Stored items from a collection:
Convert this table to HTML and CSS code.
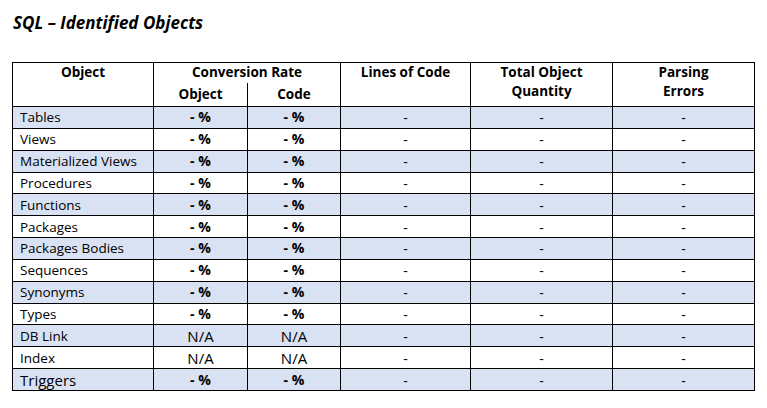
FILE: index.html
```html
<!DOCTYPE html>
<html>
<head>
<meta charset="utf-8">
<link rel="stylesheet" href="styles.css">
</head>
<body>
<h1 class="title">SQL – Identified Objects</h1>
<table class="grid">
  <colgroup>
    <col class="c-obj"><col class="c-rate"><col class="c-rate2"><col class="c-loc"><col class="c-tot"><col class="c-err">
  </colgroup>
  <thead>
    <tr class="h1">
      <th rowspan="2" class="top">Object</th>
      <th colspan="2" class="rate">Conversion Rate</th>
      <th rowspan="2" class="top">Lines of Code</th>
      <th rowspan="2" class="top">Total Object<br>Quantity</th>
      <th rowspan="2" class="top">Parsing<br>Errors</th>
    </tr>
    <tr class="h2">
      <th class="sub">Object</th>
      <th class="sub sub2">Code</th>
    </tr>
  </thead>
  <tbody>
    <tr class="alt"><td class="name">Tables</td><td class="pct">- %</td><td class="pct">- %</td><td class="dash">-</td><td class="dash">-</td><td class="dash">-</td></tr>
    <tr><td class="name">Views</td><td class="pct">- %</td><td class="pct">- %</td><td class="dash">-</td><td class="dash">-</td><td class="dash">-</td></tr>
    <tr class="alt"><td class="name">Materialized Views</td><td class="pct">- %</td><td class="pct">- %</td><td class="dash">-</td><td class="dash">-</td><td class="dash">-</td></tr>
    <tr><td class="name">Procedures</td><td class="pct">- %</td><td class="pct">- %</td><td class="dash">-</td><td class="dash">-</td><td class="dash">-</td></tr>
    <tr class="alt"><td class="name">Functions</td><td class="pct">- %</td><td class="pct">- %</td><td class="dash">-</td><td class="dash">-</td><td class="dash">-</td></tr>
    <tr><td class="name">Packages</td><td class="pct">- %</td><td class="pct">- %</td><td class="dash">-</td><td class="dash">-</td><td class="dash">-</td></tr>
    <tr class="alt"><td class="name">Packages Bodies</td><td class="pct">- %</td><td class="pct">- %</td><td class="dash">-</td><td class="dash">-</td><td class="dash">-</td></tr>
    <tr><td class="name">Sequences</td><td class="pct">- %</td><td class="pct">- %</td><td class="dash">-</td><td class="dash">-</td><td class="dash">-</td></tr>
    <tr class="alt"><td class="name">Synonyms</td><td class="pct">- %</td><td class="pct">- %</td><td class="dash">-</td><td class="dash">-</td><td class="dash">-</td></tr>
    <tr><td class="name">Types</td><td class="pct">- %</td><td class="pct">- %</td><td class="dash">-</td><td class="dash">-</td><td class="dash">-</td></tr>
    <tr class="alt"><td class="name">DB Link</td><td class="na">N/A</td><td class="na">N/A</td><td class="dash">-</td><td class="dash">-</td><td class="dash">-</td></tr>
    <tr><td class="name">Index</td><td class="na">N/A</td><td class="na">N/A</td><td class="dash">-</td><td class="dash">-</td><td class="dash">-</td></tr>
    <tr class="alt"><td class="name big">Triggers</td><td class="pct">- %</td><td class="pct">- %</td><td class="dash">-</td><td class="dash">-</td><td class="dash">-</td></tr>
  </tbody>
</table>
</body>
</html>
```
FILE: styles.css
```css
html, body {
  margin: 0;
  padding: 0;
  background: #ffffff;
}
body {
  font-family: "Open Sans", "Noto Sans", sans-serif;
  color: #000;
  padding: 12px 0 0 12px;
}
.title {
  margin: 0 0 0 1px;
  font-size: 17px;
  font-weight: 700;
  font-style: italic;
  line-height: 22px;
  height: 22px;
}
.grid {
  margin-top: 28px;
  border-collapse: collapse;
  table-layout: fixed;
  width: 742px;
  border: 1px solid #000;
}
.c-obj { width: 141px; }
.c-rate { width: 94px; }
.c-rate2 { width: 93px; }
.c-loc { width: 130px; }
.c-tot { width: 142px; }
.c-err { width: 142px; }
th, td {
  border: 1px solid #000;
  padding: 0;
}
th {
  font-size: 13.5px;
  font-weight: 700;
  line-height: 19px;
  text-align: center;
}
.h1 { height: 20px; }
.h2 { height: 24px; }
th.top {
  vertical-align: top;
  padding-top: 0;
}
th.rate {
  border-bottom: none;
  vertical-align: top;
  padding-top: 0;
}
th.sub {
  border-top: none;
  vertical-align: middle;
  padding-top: 1px;
}
tbody tr { height: 21.85px; }
tbody tr.alt { background: #d9e2f3; }
td {
  font-size: 13.5px;
  line-height: 16px;
  text-align: center;
  vertical-align: middle;
}
td.name {
  text-align: left;
  padding-left: 7px;
  white-space: nowrap;
}
td.name.big { font-size: 15px; }
td.pct { font-weight: 700; font-size: 14px; }
td.na { font-size: 15px; }
td.dash { font-size: 14px; padding-top: 2px; }
```
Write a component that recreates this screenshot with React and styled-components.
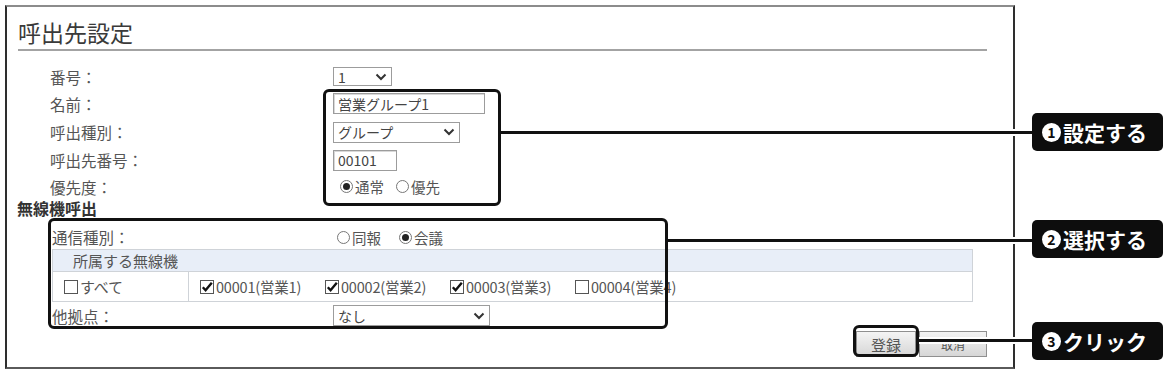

Task prompt — Each record above should be copied character for character, with pictures dropped.

Answer in full —
Convert this table to HTML and CSS code.
FILE: index.html
```html
<!DOCTYPE html>
<html>
<head>
<meta charset="utf-8">
<link rel="stylesheet" href="styles.css">
</head>
<body>
<h1 class="title">SQL – Identified Objects</h1>
<table class="grid">
  <colgroup>
    <col class="c-obj"><col class="c-rate"><col class="c-rate2"><col class="c-loc"><col class="c-tot"><col class="c-err">
  </colgroup>
  <thead>
    <tr class="h1">
      <th rowspan="2" class="top">Object</th>
      <th colspan="2" class="rate">Conversion Rate</th>
      <th rowspan="2" class="top">Lines of Code</th>
      <th rowspan="2" class="top">Total Object<br>Quantity</th>
      <th rowspan="2" class="top">Parsing<br>Errors</th>
    </tr>
    <tr class="h2">
      <th class="sub">Object</th>
      <th class="sub sub2">Code</th>
    </tr>
  </thead>
  <tbody>
    <tr class="alt"><td class="name">Tables</td><td class="pct">- %</td><td class="pct">- %</td><td class="dash">-</td><td class="dash">-</td><td class="dash">-</td></tr>
    <tr><td class="name">Views</td><td class="pct">- %</td><td class="pct">- %</td><td class="dash">-</td><td class="dash">-</td><td class="dash">-</td></tr>
    <tr class="alt"><td class="name">Materialized Views</td><td class="pct">- %</td><td class="pct">- %</td><td class="dash">-</td><td class="dash">-</td><td class="dash">-</td></tr>
    <tr><td class="name">Procedures</td><td class="pct">- %</td><td class="pct">- %</td><td class="dash">-</td><td class="dash">-</td><td class="dash">-</td></tr>
    <tr class="alt"><td class="name">Functions</td><td class="pct">- %</td><td class="pct">- %</td><td class="dash">-</td><td class="dash">-</td><td class="dash">-</td></tr>
    <tr><td class="name">Packages</td><td class="pct">- %</td><td class="pct">- %</td><td class="dash">-</td><td class="dash">-</td><td class="dash">-</td></tr>
    <tr class="alt"><td class="name">Packages Bodies</td><td class="pct">- %</td><td class="pct">- %</td><td class="dash">-</td><td class="dash">-</td><td class="dash">-</td></tr>
    <tr><td class="name">Sequences</td><td class="pct">- %</td><td class="pct">- %</td><td class="dash">-</td><td class="dash">-</td><td class="dash">-</td></tr>
    <tr class="alt"><td class="name">Synonyms</td><td class="pct">- %</td><td class="pct">- %</td><td class="dash">-</td><td class="dash">-</td><td class="dash">-</td></tr>
    <tr><td class="name">Types</td><td class="pct">- %</td><td class="pct">- %</td><td class="dash">-</td><td class="dash">-</td><td class="dash">-</td></tr>
    <tr class="alt"><td class="name">DB Link</td><td class="na">N/A</td><td class="na">N/A</td><td class="dash">-</td><td class="dash">-</td><td class="dash">-</td></tr>
    <tr><td class="name">Index</td><td class="na">N/A</td><td class="na">N/A</td><td class="dash">-</td><td class="dash">-</td><td class="dash">-</td></tr>
    <tr class="alt"><td class="name big">Triggers</td><td class="pct">- %</td><td class="pct">- %</td><td class="dash">-</td><td class="dash">-</td><td class="dash">-</td></tr>
  </tbody>
</table>
</body>
</html>
```
FILE: styles.css
```css
html, body {
  margin: 0;
  padding: 0;
  background: #ffffff;
}
body {
  font-family: "Open Sans", "Noto Sans", sans-serif;
  color: #000;
  padding: 12px 0 0 12px;
}
.title {
  margin: 0 0 0 1px;
  font-size: 17px;
  font-weight: 700;
  font-style: italic;
  line-height: 22px;
  height: 22px;
}
.grid {
  margin-top: 28px;
  border-collapse: collapse;
  table-layout: fixed;
  width: 742px;
  border: 1px solid #000;
}
.c-obj { width: 141px; }
.c-rate { width: 94px; }
.c-rate2 { width: 93px; }
.c-loc { width: 130px; }
.c-tot { width: 142px; }
.c-err { width: 142px; }
th, td {
  border: 1px solid #000;
  padding: 0;
}
th {
  font-size: 13.5px;
  font-weight: 700;
  line-height: 19px;
  text-align: center;
}
.h1 { height: 20px; }
.h2 { height: 24px; }
th.top {
  vertical-align: top;
  padding-top: 0;
}
th.rate {
  border-bottom: none;
  vertical-align: top;
  padding-top: 0;
}
th.sub {
  border-top: none;
  vertical-align: middle;
  padding-top: 1px;
}
tbody tr { height: 21.85px; }
tbody tr.alt { background: #d9e2f3; }
td {
  font-size: 13.5px;
  line-height: 16px;
  text-align: center;
  vertical-align: middle;
}
td.name {
  text-align: left;
  padding-left: 7px;
  white-space: nowrap;
}
td.name.big { font-size: 15px; }
td.pct { font-weight: 700; font-size: 14px; }
td.na { font-size: 15px; }
td.dash { font-size: 14px; padding-top: 2px; }
```
Write a component that recreates this screenshot with React and styled-components.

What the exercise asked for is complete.